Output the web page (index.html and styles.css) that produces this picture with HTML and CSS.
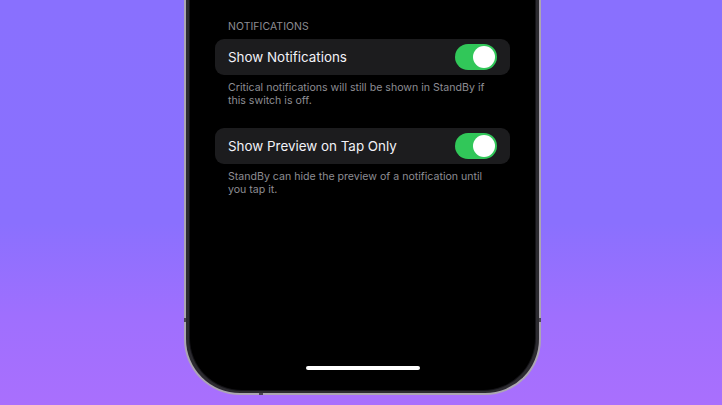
FILE: index.html
```html
<!DOCTYPE html>
<html lang="en">
<head>
  <meta charset="UTF-8">
  <title>StandBy Notifications</title>
  <link rel="stylesheet" href="styles.css">
</head>
<body>

  <div class="stage">
    <div class="phone">
      <span class="band band-left"></span>
      <span class="band band-right"></span>
      <span class="band band-bottom"></span>

      <div class="screen">
        <div class="settings">
          <div class="group-title">NOTIFICATIONS</div>

          <div class="cell">
            <span class="cell-label">Show Notifications</span>
            <span class="switch on"><span class="knob"></span></span>
          </div>
          <p class="group-footer">Critical notifications will still be shown in StandBy if this switch is off.</p>

          <div class="cell">
            <span class="cell-label">Show Preview on Tap Only</span>
            <span class="switch on"><span class="knob"></span></span>
          </div>
          <p class="group-footer">StandBy can hide the preview of a notification until you tap it.</p>
        </div>

        <div class="home-indicator"></div>
      </div>
    </div>
  </div>

</body>
</html>
```

FILE: styles.css
```css
* {
  box-sizing: border-box;
}

body {
  margin: 0;
  padding: 0;
  width: 722px;
  height: 405px;
  overflow: hidden;
  background: linear-gradient(180deg, #8970fe 0%, #8a70fe 55%, #9f6ffe 78%, #a96ffd 100%);
  font-family: Inter, "Noto Sans", sans-serif;
}

.stage {
  display: flex;
  justify-content: center;
  padding-left: 3px;
}

/* phone body: thin bright rim, dark bezel, black screen */
.phone {
  position: relative;
  width: 357px;
  height: 395px;
  border: 2px solid #aca6b2;
  border-top: none;
  border-radius: 0 0 56px 56px;
  background: #2c2b30;
  padding: 0 4px 3px;
}

.band {
  position: absolute;
  background: #4b4650;
}

.band-left {
  left: -2px;
  top: 318px;
  width: 2px;
  height: 4px;
}

.band-right {
  right: -2px;
  top: 318px;
  width: 2px;
  height: 4px;
}

.band-bottom {
  bottom: -2px;
  left: 73px;
  width: 4px;
  height: 2px;
}

.screen {
  height: 100%;
  background: #000;
  border-radius: 0 0 52px 52px;
  box-shadow: 0 0 0 1px #151418;
  display: flex;
  flex-direction: column;
  align-items: center;
}

.settings {
  width: 100%;
  padding: 20px 25px 0;
}

.group-title {
  padding-left: 13px;
  font-size: 10.4px;
  letter-spacing: 0.1px;
  color: #8d8d93;
  line-height: 13px;
  margin-bottom: 6px;
}

.cell {
  display: flex;
  align-items: center;
  justify-content: space-between;
  height: 36px;
  padding: 0 13px;
  background: #1c1c1e;
  border-radius: 9px;
}

.cell-label {
  font-size: 13.4px;
  color: #f2f2f7;
}

.switch {
  display: flex;
  align-items: center;
  width: 42px;
  height: 26px;
  padding: 2px;
  border-radius: 13px;
  background: #3a3a3c;
}

.switch.on {
  background: #31c759;
  justify-content: flex-end;
}

.knob {
  width: 22px;
  height: 22px;
  border-radius: 50%;
  background: #fff;
}

.group-footer {
  margin: 6px 0 0;
  padding: 0 20px 0 13px;
  font-size: 10.6px;
  line-height: 13px;
  color: #8d8d93;
  height: 47px;
}

.home-indicator {
  margin-top: auto;
  margin-bottom: 20px;
  width: 114px;
  height: 4px;
  border-radius: 2px;
  background: #fff;
}
```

· · ·

— Written task —
Give an exact reproduction of every line, leaving out any picture.

— Full response —
Output the web page (index.html and styles.css) that produces this picture with HTML and CSS.
FILE: index.html
```html
<!DOCTYPE html>
<html lang="en">
<head>
  <meta charset="UTF-8">
  <title>StandBy Notifications</title>
  <link rel="stylesheet" href="styles.css">
</head>
<body>

  <div class="stage">
    <div class="phone">
      <span class="band band-left"></span>
      <span class="band band-right"></span>
      <span class="band band-bottom"></span>

      <div class="screen">
        <div class="settings">
          <div class="group-title">NOTIFICATIONS</div>

          <div class="cell">
            <span class="cell-label">Show Notifications</span>
            <span class="switch on"><span class="knob"></span></span>
          </div>
          <p class="group-footer">Critical notifications will still be shown in StandBy if this switch is off.</p>

          <div class="cell">
            <span class="cell-label">Show Preview on Tap Only</span>
            <span class="switch on"><span class="knob"></span></span>
          </div>
          <p class="group-footer">StandBy can hide the preview of a notification until you tap it.</p>
        </div>

        <div class="home-indicator"></div>
      </div>
    </div>
  </div>

</body>
</html>
```

FILE: styles.css
```css
* {
  box-sizing: border-box;
}

body {
  margin: 0;
  padding: 0;
  width: 722px;
  height: 405px;
  overflow: hidden;
  background: linear-gradient(180deg, #8970fe 0%, #8a70fe 55%, #9f6ffe 78%, #a96ffd 100%);
  font-family: Inter, "Noto Sans", sans-serif;
}

.stage {
  display: flex;
  justify-content: center;
  padding-left: 3px;
}

/* phone body: thin bright rim, dark bezel, black screen */
.phone {
  position: relative;
  width: 357px;
  height: 395px;
  border: 2px solid #aca6b2;
  border-top: none;
  border-radius: 0 0 56px 56px;
  background: #2c2b30;
  padding: 0 4px 3px;
}

.band {
  position: absolute;
  background: #4b4650;
}

.band-left {
  left: -2px;
  top: 318px;
  width: 2px;
  height: 4px;
}

.band-right {
  right: -2px;
  top: 318px;
  width: 2px;
  height: 4px;
}

.band-bottom {
  bottom: -2px;
  left: 73px;
  width: 4px;
  height: 2px;
}

.screen {
  height: 100%;
  background: #000;
  border-radius: 0 0 52px 52px;
  box-shadow: 0 0 0 1px #151418;
  display: flex;
  flex-direction: column;
  align-items: center;
}

.settings {
  width: 100%;
  padding: 20px 25px 0;
}

.group-title {
  padding-left: 13px;
  font-size: 10.4px;
  letter-spacing: 0.1px;
  color: #8d8d93;
  line-height: 13px;
  margin-bottom: 6px;
}

.cell {
  display: flex;
  align-items: center;
  justify-content: space-between;
  height: 36px;
  padding: 0 13px;
  background: #1c1c1e;
  border-radius: 9px;
}

.cell-label {
  font-size: 13.4px;
  color: #f2f2f7;
}

.switch {
  display: flex;
  align-items: center;
  width: 42px;
  height: 26px;
  padding: 2px;
  border-radius: 13px;
  background: #3a3a3c;
}

.switch.on {
  background: #31c759;
  justify-content: flex-end;
}

.knob {
  width: 22px;
  height: 22px;
  border-radius: 50%;
  background: #fff;
}

.group-footer {
  margin: 6px 0 0;
  padding: 0 20px 0 13px;
  font-size: 10.6px;
  line-height: 13px;
  color: #8d8d93;
  height: 47px;
}

.home-indicator {
  margin-top: auto;
  margin-bottom: 20px;
  width: 114px;
  height: 4px;
  border-radius: 2px;
  background: #fff;
}
```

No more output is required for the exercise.